Wednesday, September 24, 2014

Aksi Petani Urutsewu di Hari Tani Nasional


Hari Tani Nasional, 24 September 2014; ditandai dengan aksi petani kawasan pesisir Urutsewu di depan gerbang kantor DPRD Kebumen. Aksi yang dimulai pada jam 10.30 wib; dikemas dalam sajian happening-art jadi menarik dan menghadirkan suasana yang berbeda serta jauh dari kesan anarkis. Organ tani yang melakukan aksi hari ini adalah Forum Paguyuban Petani Kebumen Selatan [FPPKS] dan Urut Sewu Bersatu [USB]. Dua organ tani ini secara konsisten melakukan penolakan terhadap pemanfaatan tanah pertanian pesisir untuk latihan militer dan ujicoba senjata berat. Juga menolak pengalihan fungsi tanah pertanian holtikultura untuk pertambangan pasirbesi.  

Belasan pemuda tani melumuri tubuhnya dengan lumpur dan memainkan peran sebagai tanah obyek sengketa agraria yang tak kunjung usai hingga hari ini. Berbagai aksi demonstrasi telah dilakukan hingga terakhir mendatangi Jokowi dan melakukan audiensi di Jakarta. Besarnya harapan petani terhadap presiden terpilih hasil Pilpres 2014 ini pun belum juga mendapatkan gambaran jelas mengenai penyelesaian tuntas atas sengketa agraria yang telah menelan korban nyawa, darah dan harta rakyat Urutsewu.

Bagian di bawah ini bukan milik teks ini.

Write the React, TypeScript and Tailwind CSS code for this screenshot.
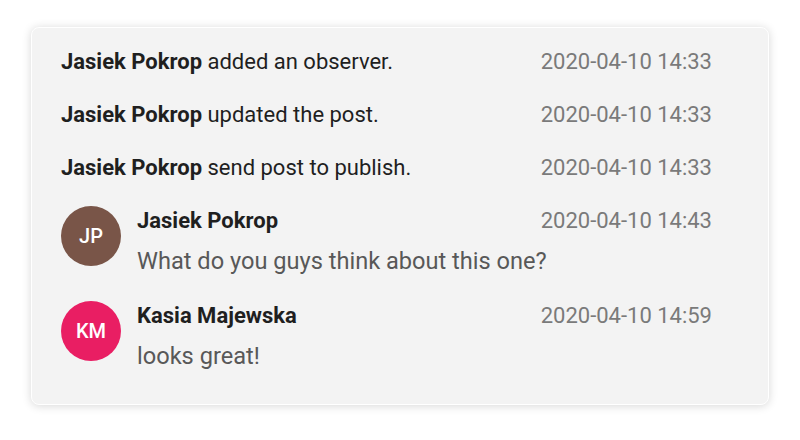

Bahkan pada Hari Tani ini pun, saat petani tengah kembali melakukan aksi penolakan buat ke sekian kalinya, fihak militer tak menghentikan aksi latihannya hari ini di pesisir Ambalresmi.

Mengingat Kembali Sejarah Tanah Urutsewu

Tak ada kemarahan yang menyala di terik siang, kemarahan petani Urutsewu telah memuncak pada tengara bentrokan atau tepatnya Tragedi Setrojenar 16 April 2011 silam. Hari ini kemarahan itu menguat dalam bahasa simbolik melalui aksi teatrikal yang digelar petani; lengkap dengan iringan gamelan tradisional. Aksi teatrikal ini secara gamblang memaparkan sejarah tanah pesisir Urutsewu sejak masa Klangsiran [1920, 1932] masa Cirat [1932-1952].  Kejayaan aktivitas produksi sosial masalalu yang sempat jadi entitas petani pesisiran, hari-hari ini terganggu oleh gejala dominasi peran militer dengan dalih “tanah Negara” dan issue wilayah pertahanan keamanan.  
Ingatan kolektif atas sejarah tanah pesisir Urutsewu ini muncul dalam peragaan nDoro Klangsir [pejabat agraria kolonial Hindia-Belanda],   yang disertai asisten dan diiringi tabuhan kemong bertalu yang dibunyikan secara ritmik oleh pembantu yang menyertainya. Esensi dari peristiwa Klangsiran adalah pemetaan tanah milik dan pendataan dalam Buku C desa-desa yang dilewatinya.

Dan sejarah tanah pesisir Urutsewu ini tidak lagi diomongkan, sebagaimana dilakukan dalam aksi-aksi selama ini; tetapi diperagakan, didirikan.

Dewan Baru, Problem Lama

Pemaparan aspek historis dalam aksi teatrikal petani Urutsewu hari ini, sungguh sangat lah gamblang. Massa aksi tidak memasuki gedung dewan yang juga pernah berulangkali dimasuki sebelumnya dengan membawa problem yang sama; problem lama. Beberapa anggota DPRD memang turun menemui petani di muka gerbang yang diterpa terik siang

“Kami masih akan mempelajari dulu apa yang kami terima hari ini”, begitu pernyataan sang wakil, entah mewakili siapa.

Tak ada kemarahan menyala di terik siang itu. Tetapi jelas, massa aksi kecewa oleh pernyataan yang lebih merupakan retorika belaka. Dalih bahwa mayoritas anggota dewan adalah orang baru, sepertinya bakal jadi alasan klasik menyikapi problem Urutsewu. Entah sampai kapan secara tuntas diselesaikan, dengan memihak kepentingan rakyat, seperti bunyi katanya.